### Task requirements
Can you transcribe every line exactly and leave the pictures behind?

### Data block
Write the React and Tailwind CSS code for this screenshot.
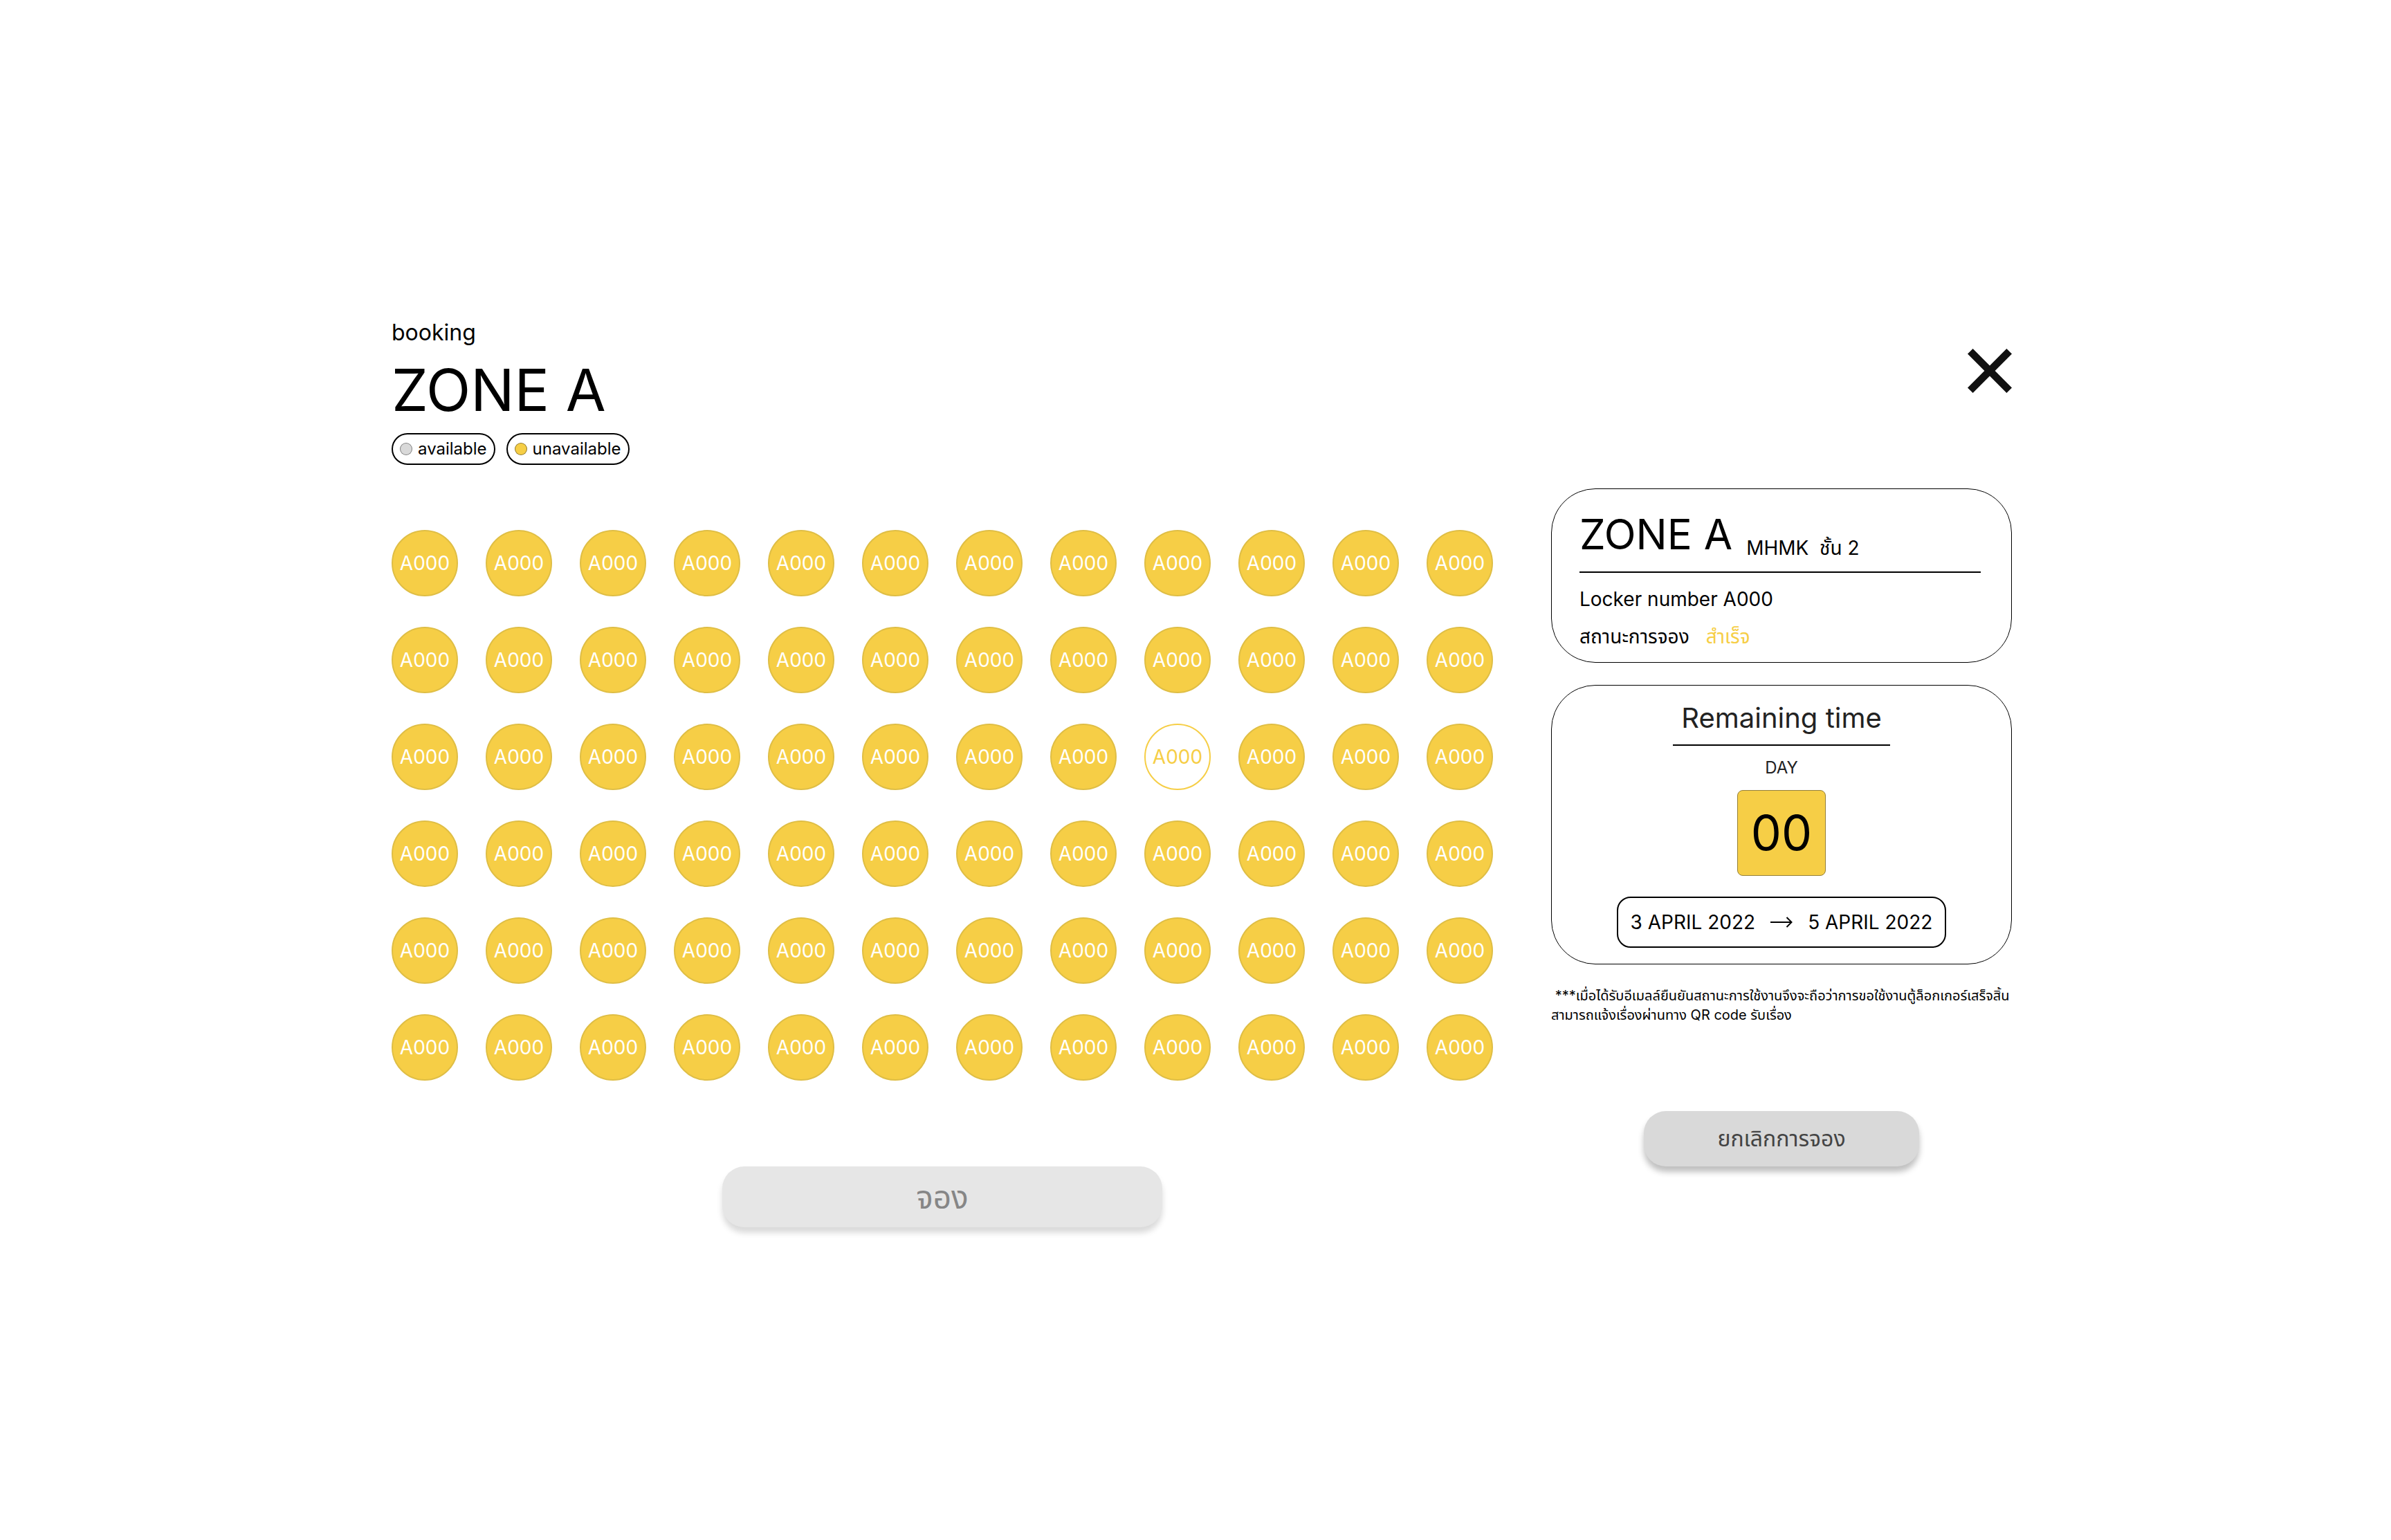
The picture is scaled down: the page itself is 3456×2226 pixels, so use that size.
import { useState } from "react";

const ROWS = 6;
const COLUMNS = 12;

function Legend({ label, dotClass }) {
  return (
    <li className="flex h-[46px] items-center gap-2 rounded-full border-2 border-black px-2.5 text-2xl leading-7">
      <span className={`size-[18px] rounded-full border border-black/40 ${dotClass}`} />
      {label}
    </li>
  );
}

function Locker({ name, selected, onSelect }) {
  const look = selected
    ? "border-2 border-[#f6ce46] bg-white text-[#f6ce46]"
    : "border-2 border-[#dfbe45] bg-[#f6ce46] text-white";
  return (
    <button
      type="button"
      aria-pressed={selected}
      onClick={onSelect}
      className={`flex size-24 items-center justify-center rounded-full text-[28px] leading-8 ${look}`}
    >
      {name}
    </button>
  );
}

function CloseIcon() {
  return (
    <svg viewBox="0 0 63 63" className="size-16" fill="#111111" aria-hidden="true">
      <path d="M7.5 0 31.5 24 55.5 0 63 7.5 39 31.5 63 55.5 55.5 63 31.5 39 7.5 63 0 55.5 24 31.5 0 7.5Z" />
    </svg>
  );
}

function ArrowIcon() {
  return (
    <svg viewBox="0 0 32 16" className="h-4 w-8" fill="none" stroke="black" strokeWidth="2" aria-hidden="true">
      <path d="M0 8H30M23.5 1 30.5 8 23.5 15" />
    </svg>
  );
}

export default function App() {
  const [selected, setSelected] = useState(2 * COLUMNS + 8);

  return (
    <main className="min-h-screen bg-white pt-[454px] pr-[548px] pb-20 pl-[566px] font-['Inter','Noto_Sans_Thai','Noto_Sans',sans-serif] text-black">
      <header className="flex items-start justify-between">
        <div>
          <p className="text-[32px] leading-[54px]">booking</p>
          <h1 className="text-[84px] leading-[112px]">ZONE A</h1>
          <ul className="mt-1.5 flex gap-4">
            <Legend label="available" dotClass="bg-[#d9d9d9]" />
            <Legend label="unavailable" dotClass="bg-[#f6ce46]" />
          </ul>
        </div>
        <button type="button" aria-label="Close" className="mt-[50px]">
          <CloseIcon />
        </button>
      </header>

      <div className="mt-[34px] flex items-start justify-between gap-[84px]">
        <section className="flex flex-1 flex-col items-center pt-[60px]">
          <div className="grid w-full grid-cols-[repeat(12,96px)] justify-between gap-y-11">
            {Array.from({ length: ROWS * COLUMNS }, (_, i) => (
              <Locker key={i} name="A000" selected={i === selected} onSelect={() => setSelected(i)} />
            ))}
          </div>
          <button
            type="button"
            className="mt-[124px] flex h-[88px] w-[636px] items-center justify-center rounded-[32px] bg-[#e6e6e6] text-[46px] leading-[56px] text-[#868686] shadow-[0_8px_8px_rgba(0,0,0,0.15)]"
          >
            จอง
          </button>
        </section>

        <aside className="flex w-[666px] flex-col">
          <section className="rounded-[64px] border border-black pt-[27px] pr-11 pb-[19px] pl-10">
            <div className="flex items-end gap-5 border-b-2 border-black pb-4">
              <h2 className="text-[60px] leading-[76px]">ZONE A</h2>
              <p className="whitespace-pre text-[28px] leading-9">MHMK  ชั้น 2</p>
            </div>
            <p className="mt-5 text-[28px] leading-9">Locker number A000</p>
            <p className="mt-[18px] flex gap-6 text-[28px] leading-9">
              สถานะการจอง <span className="text-[#f6ce46]">สำเร็จ</span>
            </p>
          </section>

          <section className="mt-8 flex flex-col items-center rounded-[64px] border border-black pt-5 pb-[23px]">
            <h2 className="w-[314px] border-b-2 border-black pb-[11px] text-center text-[40px] leading-[54px] text-[#222222]">
              Remaining time
            </h2>
            <p className="mt-4 text-2xl leading-8 text-[#222222]">DAY</p>
            <div className="mt-4 flex h-[124px] w-32 items-center justify-center rounded-lg border border-[#94803a] bg-[#f6ce46] text-[70px] leading-[88px]">
              00
            </div>
            <div className="mt-[30px] flex h-[74px] items-center gap-[22px] rounded-[20px] border-2 border-black px-[18px] text-[28px] leading-9">
              <span>3 APRIL 2022</span>
              <ArrowIcon />
              <span>5 APRIL 2022</span>
            </div>
          </section>

          <p className="mt-[31px] whitespace-pre text-xl leading-7">
            {" ***เมื่อได้รับอีเมลล์ยืนยันสถานะการใช้งานจึงจะถือว่าการขอใช้งานตู้ล็อกเกอร์เสร็จสิ้น\nสามารถแจ้งเรื่องผ่านทาง QR code รับเรื่อง"}
          </p>

          <button
            type="button"
            className="mt-[125px] flex h-20 w-[398px] items-center justify-center self-center rounded-[32px] bg-[#d9d9d9] text-[32px] leading-10 text-[#444444] shadow-[0_8px_8px_rgba(0,0,0,0.25)]"
          >
            ยกเลิกการจอง
          </button>
        </aside>
      </div>
    </main>
  );
}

### Written answer
Write the React and Tailwind CSS code for this screenshot.
The picture is scaled down: the page itself is 3456×2226 pixels, so use that size.
import { useState } from "react";

const ROWS = 6;
const COLUMNS = 12;

function Legend({ label, dotClass }) {
  return (
    <li className="flex h-[46px] items-center gap-2 rounded-full border-2 border-black px-2.5 text-2xl leading-7">
      <span className={`size-[18px] rounded-full border border-black/40 ${dotClass}`} />
      {label}
    </li>
  );
}

function Locker({ name, selected, onSelect }) {
  const look = selected
    ? "border-2 border-[#f6ce46] bg-white text-[#f6ce46]"
    : "border-2 border-[#dfbe45] bg-[#f6ce46] text-white";
  return (
    <button
      type="button"
      aria-pressed={selected}
      onClick={onSelect}
      className={`flex size-24 items-center justify-center rounded-full text-[28px] leading-8 ${look}`}
    >
      {name}
    </button>
  );
}

function CloseIcon() {
  return (
    <svg viewBox="0 0 63 63" className="size-16" fill="#111111" aria-hidden="true">
      <path d="M7.5 0 31.5 24 55.5 0 63 7.5 39 31.5 63 55.5 55.5 63 31.5 39 7.5 63 0 55.5 24 31.5 0 7.5Z" />
    </svg>
  );
}

function ArrowIcon() {
  return (
    <svg viewBox="0 0 32 16" className="h-4 w-8" fill="none" stroke="black" strokeWidth="2" aria-hidden="true">
      <path d="M0 8H30M23.5 1 30.5 8 23.5 15" />
    </svg>
  );
}

export default function App() {
  const [selected, setSelected] = useState(2 * COLUMNS + 8);

  return (
    <main className="min-h-screen bg-white pt-[454px] pr-[548px] pb-20 pl-[566px] font-['Inter','Noto_Sans_Thai','Noto_Sans',sans-serif] text-black">
      <header className="flex items-start justify-between">
        <div>
          <p className="text-[32px] leading-[54px]">booking</p>
          <h1 className="text-[84px] leading-[112px]">ZONE A</h1>
          <ul className="mt-1.5 flex gap-4">
            <Legend label="available" dotClass="bg-[#d9d9d9]" />
            <Legend label="unavailable" dotClass="bg-[#f6ce46]" />
          </ul>
        </div>
        <button type="button" aria-label="Close" className="mt-[50px]">
          <CloseIcon />
        </button>
      </header>

      <div className="mt-[34px] flex items-start justify-between gap-[84px]">
        <section className="flex flex-1 flex-col items-center pt-[60px]">
          <div className="grid w-full grid-cols-[repeat(12,96px)] justify-between gap-y-11">
            {Array.from({ length: ROWS * COLUMNS }, (_, i) => (
              <Locker key={i} name="A000" selected={i === selected} onSelect={() => setSelected(i)} />
            ))}
          </div>
          <button
            type="button"
            className="mt-[124px] flex h-[88px] w-[636px] items-center justify-center rounded-[32px] bg-[#e6e6e6] text-[46px] leading-[56px] text-[#868686] shadow-[0_8px_8px_rgba(0,0,0,0.15)]"
          >
            จอง
          </button>
        </section>

        <aside className="flex w-[666px] flex-col">
          <section className="rounded-[64px] border border-black pt-[27px] pr-11 pb-[19px] pl-10">
            <div className="flex items-end gap-5 border-b-2 border-black pb-4">
              <h2 className="text-[60px] leading-[76px]">ZONE A</h2>
              <p className="whitespace-pre text-[28px] leading-9">MHMK  ชั้น 2</p>
            </div>
            <p className="mt-5 text-[28px] leading-9">Locker number A000</p>
            <p className="mt-[18px] flex gap-6 text-[28px] leading-9">
              สถานะการจอง <span className="text-[#f6ce46]">สำเร็จ</span>
            </p>
          </section>

          <section className="mt-8 flex flex-col items-center rounded-[64px] border border-black pt-5 pb-[23px]">
            <h2 className="w-[314px] border-b-2 border-black pb-[11px] text-center text-[40px] leading-[54px] text-[#222222]">
              Remaining time
            </h2>
            <p className="mt-4 text-2xl leading-8 text-[#222222]">DAY</p>
            <div className="mt-4 flex h-[124px] w-32 items-center justify-center rounded-lg border border-[#94803a] bg-[#f6ce46] text-[70px] leading-[88px]">
              00
            </div>
            <div className="mt-[30px] flex h-[74px] items-center gap-[22px] rounded-[20px] border-2 border-black px-[18px] text-[28px] leading-9">
              <span>3 APRIL 2022</span>
              <ArrowIcon />
              <span>5 APRIL 2022</span>
            </div>
          </section>

          <p className="mt-[31px] whitespace-pre text-xl leading-7">
            {" ***เมื่อได้รับอีเมลล์ยืนยันสถานะการใช้งานจึงจะถือว่าการขอใช้งานตู้ล็อกเกอร์เสร็จสิ้น\nสามารถแจ้งเรื่องผ่านทาง QR code รับเรื่อง"}
          </p>

          <button
            type="button"
            className="mt-[125px] flex h-20 w-[398px] items-center justify-center self-center rounded-[32px] bg-[#d9d9d9] text-[32px] leading-10 text-[#444444] shadow-[0_8px_8px_rgba(0,0,0,0.25)]"
          >
            ยกเลิกการจอง
          </button>
        </aside>
      </div>
    </main>
  );
}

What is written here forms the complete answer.